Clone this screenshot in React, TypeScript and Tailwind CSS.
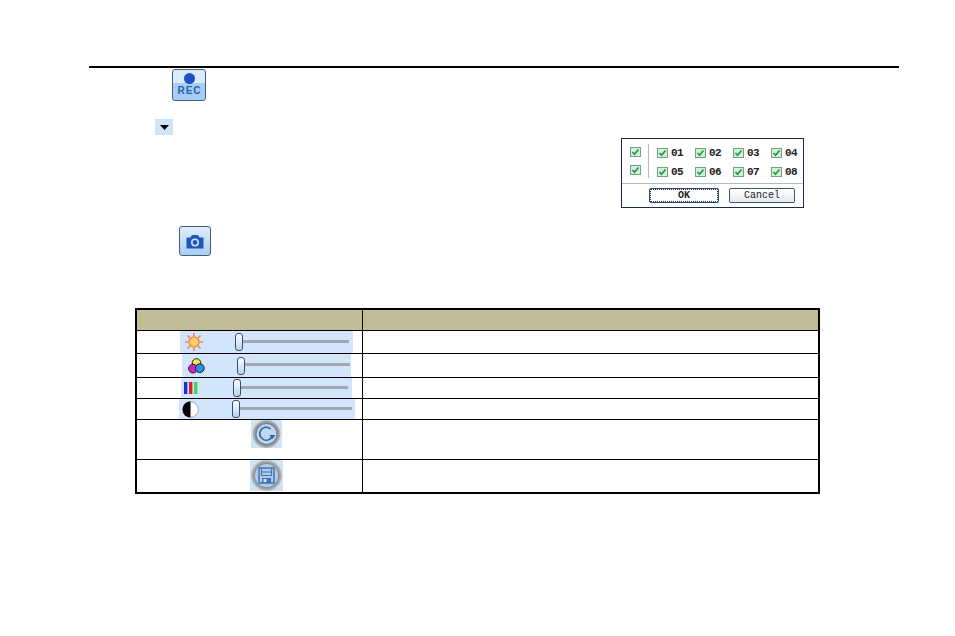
const Check = () => (
  <span className="flex h-[10px] w-[11px] shrink-0 items-center justify-center border border-[#6f9c9c] bg-[#d4efd6]">
    <svg width="9" height="8" viewBox="0 0 9 8">
      <path d="M1.5 4 L3.5 6.2 L7.5 1.5" fill="none" stroke="#1f9a3c" strokeWidth="1.7" />
    </svg>
  </span>
);

const Box = ({ n, w }: { n: string; w: string }) => (
  <div className={`flex items-center gap-[3px] ${w}`}>
    <Check />
    <span className="mt-[1px] font-['Liberation_Mono',monospace] text-[11px] leading-[10px] font-bold tracking-[-0.6px] text-[#222]">{n}</span>
  </div>
);

const Slider = ({ icon, ml, w, iconMl, handleMl, trackW }: { icon: React.ReactNode; ml: string; w: string; iconMl: string; handleMl: string; trackW: string }) => (
  <div className={`flex h-full items-center bg-[#d2e5fb] ${ml} ${w}`}>
    <div className={`flex w-[18px] shrink-0 justify-center ${iconMl}`}>{icon}</div>
    <div className={`h-[18px] w-[8px] shrink-0 rounded-[3px] border border-[#34506e] bg-gradient-to-b from-white to-[#b5d2f0] ${handleMl}`} />
    <div className={`mb-[2px] h-[3px] bg-[#a0a8b2] ${trackW}`} />
  </div>
);

const Sun = () => (
  <svg width="18" height="18" viewBox="0 0 18 18">
    <g stroke="#ea8a52" strokeWidth="1.7">
      <path d="M9 0V3M9 15V18M0 9H3M15 9H18M2.5 2.5L4.8 4.8M13.2 13.2L15.5 15.5M2.5 15.5L4.8 13.2M13.2 4.8L15.5 2.5" />
    </g>
    <circle cx="9" cy="9" r="5" fill="#fbd060" stroke="#ea8a52" strokeWidth="1.5" />
  </svg>
);

const Colors = () => (
  <svg width="17" height="16" viewBox="0 0 17 16">
    <circle cx="8.5" cy="5" r="4.3" fill="#f6e84a" stroke="#222" strokeWidth="1" />
    <circle cx="5" cy="10.6" r="4.4" fill="#d81fc8" stroke="#222" strokeWidth="1" />
    <circle cx="11.8" cy="10.2" r="4.4" fill="#1f92e8" stroke="#222" strokeWidth="1" />
  </svg>
);

const Bars = () => (
  <svg width="14" height="12" viewBox="0 0 14 12">
    <rect x="0" y="0" width="3.4" height="12" fill="#1a2fd8" />
    <rect x="5" y="0" width="3.4" height="12" fill="#d81f28" />
    <rect x="10" y="0" width="3.4" height="12" fill="#3fdc5a" />
  </svg>
);

const Contrast = () => (
  <svg width="17" height="17" viewBox="0 0 17 17">
    <circle cx="8.5" cy="8.5" r="7.8" fill="#fff" stroke="#8a94a0" strokeWidth="0.8" />
    <path d="M8.5 0.5A8 8 0 0 0 8.5 16.5Z" fill="#000" />
  </svg>
);

const Refresh = () => (
  <svg width="31" height="28" viewBox="0 0 31 28" className="bg-[#cfe3f2]">
    <defs>
      <radialGradient id="ra" cx="50%" cy="50%" r="50%">
        <stop offset="70%" stopColor="#6f767d" />
        <stop offset="100%" stopColor="#b6c0c8" />
      </radialGradient>
    </defs>
    <circle cx="15.5" cy="14" r="14" fill="url(#ra)" />
    <circle cx="15.5" cy="14" r="10" fill="#c0d6ec" />
    <path d="M21.5 15.5A6.5 6.5 0 1 1 19.5 8.8" fill="none" stroke="#2c62ad" strokeWidth="1.6" />
    <path d="M18.5 15H24.5L21.5 19Z" fill="#2c62ad" />
  </svg>
);

const Save = () => (
  <svg width="33" height="31" viewBox="0 0 33 31" className="bg-[#cfe3f2]">
    <defs>
      <radialGradient id="rb" cx="50%" cy="50%" r="50%">
        <stop offset="72%" stopColor="#7b8289" />
        <stop offset="100%" stopColor="#bcc6ce" />
      </radialGradient>
    </defs>
    <circle cx="16.5" cy="15.5" r="15.5" fill="url(#rb)" />
    <circle cx="16.5" cy="15.5" r="11.6" fill="#b4cde6" />
    <path d="M9 8H24V23H9Z" fill="none" stroke="#3f72b8" strokeWidth="1.5" />
    <path d="M11.5 9V15.5H21.5V9M11.5 12H21.5" fill="none" stroke="#3f72b8" strokeWidth="1.2" />
    <rect x="12" y="18" width="9" height="5" fill="#3f72b8" />
    <rect x="13.5" y="19" width="3" height="3" fill="#d9e6f4" />
  </svg>
);

export default function App() {
  return (
    <div className="h-[636px] w-[955px] overflow-hidden bg-white pt-[66px]">
      <div className="ml-[89px] h-[2px] w-[810px] bg-black" />

      <div className="ml-[172px] mt-[1px] flex h-[32px] w-[34px] flex-col items-center overflow-hidden rounded-[3px] border border-[#42607e] bg-gradient-to-b from-[#dcebfb] from-45% to-[#a8cdf2] to-45%">
        <span className="mt-[3px] h-[11px] w-[11px] rounded-full bg-[#1c50c6]" />
        <span className="ml-[1px] mt-[1px] font-['Liberation_Sans',sans-serif] text-[10px] leading-[12px] font-bold tracking-[1px] text-[#2a5fb8]">REC</span>
      </div>

      <div className="flex">
        <div className="ml-[155px] w-[466px] shrink-0">
          <div className="mt-[18px] flex h-[16px] w-[18px] items-center justify-center bg-[#cfe4fb]">
            <svg width="9" height="5" viewBox="0 0 9 5"><path d="M0 0H9L4.5 5Z" fill="#000" /></svg>
          </div>
          <div className="ml-[24px] mt-[91px] flex h-[30px] w-[32px] items-center justify-center rounded-[3px] border border-[#42607e] bg-gradient-to-b from-[#e2eefb] to-[#a8cdf2]">
            <svg width="18" height="15" viewBox="0 0 18 15">
              <path d="M0.5 3.5H4.5L6 1H12L13.5 3.5H17.5V14.5H0.5Z" fill="#1f56b8" />
              <circle cx="9" cy="8.5" r="4" fill="#cfe2f7" />
              <circle cx="9" cy="8.5" r="2.4" fill="#1f56b8" />
            </svg>
          </div>
        </div>

        <div className="mt-[37px] h-[70px] w-[183px] shrink-0 border border-[#1a2a4a] bg-white">
          <div className="flex h-[45px] border-b border-[#b8b8b8]">
            <div className="my-[5px] flex w-[27px] flex-col items-center justify-between border-r border-[#b8b8b8] pb-[3px] pl-[1px] pt-[3px]">
              <Check />
              <Check />
            </div>
            <div className="flex flex-col gap-[8px] pl-[8px] pt-[8px]">
              <div className="flex">
                <Box n="01" w="w-[38px]" />
                <Box n="02" w="w-[38px]" />
                <Box n="03" w="w-[38px]" />
                <Box n="04" w="w-[30px]" />
              </div>
              <div className="flex">
                <Box n="05" w="w-[38px]" />
                <Box n="06" w="w-[38px]" />
                <Box n="07" w="w-[38px]" />
                <Box n="08" w="w-[30px]" />
              </div>
            </div>
          </div>
          <div className="flex gap-[10px] pl-[27px] pt-[4px]">
            <div className="flex h-[15px] w-[70px] items-center justify-center rounded-[2px] border border-[#2a4a7a] bg-white font-['Liberation_Mono',monospace] text-[10px] font-bold text-[#222] outline-1 -outline-offset-2 outline-dotted outline-[#333]">OK</div>
            <div className="flex h-[15px] w-[66px] items-center justify-center rounded-[2px] border border-[#44566c] bg-gradient-to-b from-white to-[#e6eaf0] font-['Liberation_Mono',monospace] text-[10px] text-[#222]">Cancel</div>
          </div>
        </div>
      </div>

      <div className="ml-[135px] mt-[52px] w-[685px] border-2 border-black">
        <div className="flex h-[20px] bg-[#c4bc96]">
          <div className="w-[226px] border-r border-black" />
        </div>
        <div className="flex h-[23px] border-t border-black">
          <div className="w-[226px] border-r border-black">
            <Slider icon={<Sun />} ml="ml-[43px]" w="w-[173px]" iconMl="ml-[5px]" handleMl="ml-[32px]" trackW="w-[106px]" />
          </div>
        </div>
        <div className="flex h-[24px] border-t border-black">
          <div className="w-[226px] border-r border-black">
            <Slider icon={<Colors />} ml="ml-[45px]" w="w-[169px]" iconMl="ml-[5px]" handleMl="ml-[32px]" trackW="w-[105px]" />
          </div>
        </div>
        <div className="flex h-[21px] border-t border-black">
          <div className="w-[226px] border-r border-black">
            <Slider icon={<Bars />} ml="ml-[44px]" w="w-[171px]" iconMl="ml-[1px]" handleMl="ml-[33px]" trackW="w-[107px]" />
          </div>
        </div>
        <div className="flex h-[21px] border-t border-black">
          <div className="w-[226px] border-r border-black">
            <Slider icon={<Contrast />} ml="ml-[42px]" w="w-[176px]" iconMl="ml-[2px]" handleMl="ml-[33px]" trackW="w-[112px]" />
          </div>
        </div>
        <div className="flex h-[40px] border-t border-black">
          <div className="w-[226px] border-r border-black pl-[114px]">
            <Refresh />
          </div>
        </div>
        <div className="flex h-[33px] border-t border-black">
          <div className="w-[226px] border-r border-black pl-[113px]">
            <Save />
          </div>
        </div>
      </div>
    </div>
  );
}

The exercise
Look through the listing above. Pick out each line with "React" and copy it.

Correct result
Clone this screenshot in React, TypeScript and Tailwind CSS.
const Slider = ({ icon, ml, w, iconMl, handleMl, trackW }: { icon: React.ReactNode; ml: string; w: string; iconMl: string; handleMl: string; trackW: string }) => (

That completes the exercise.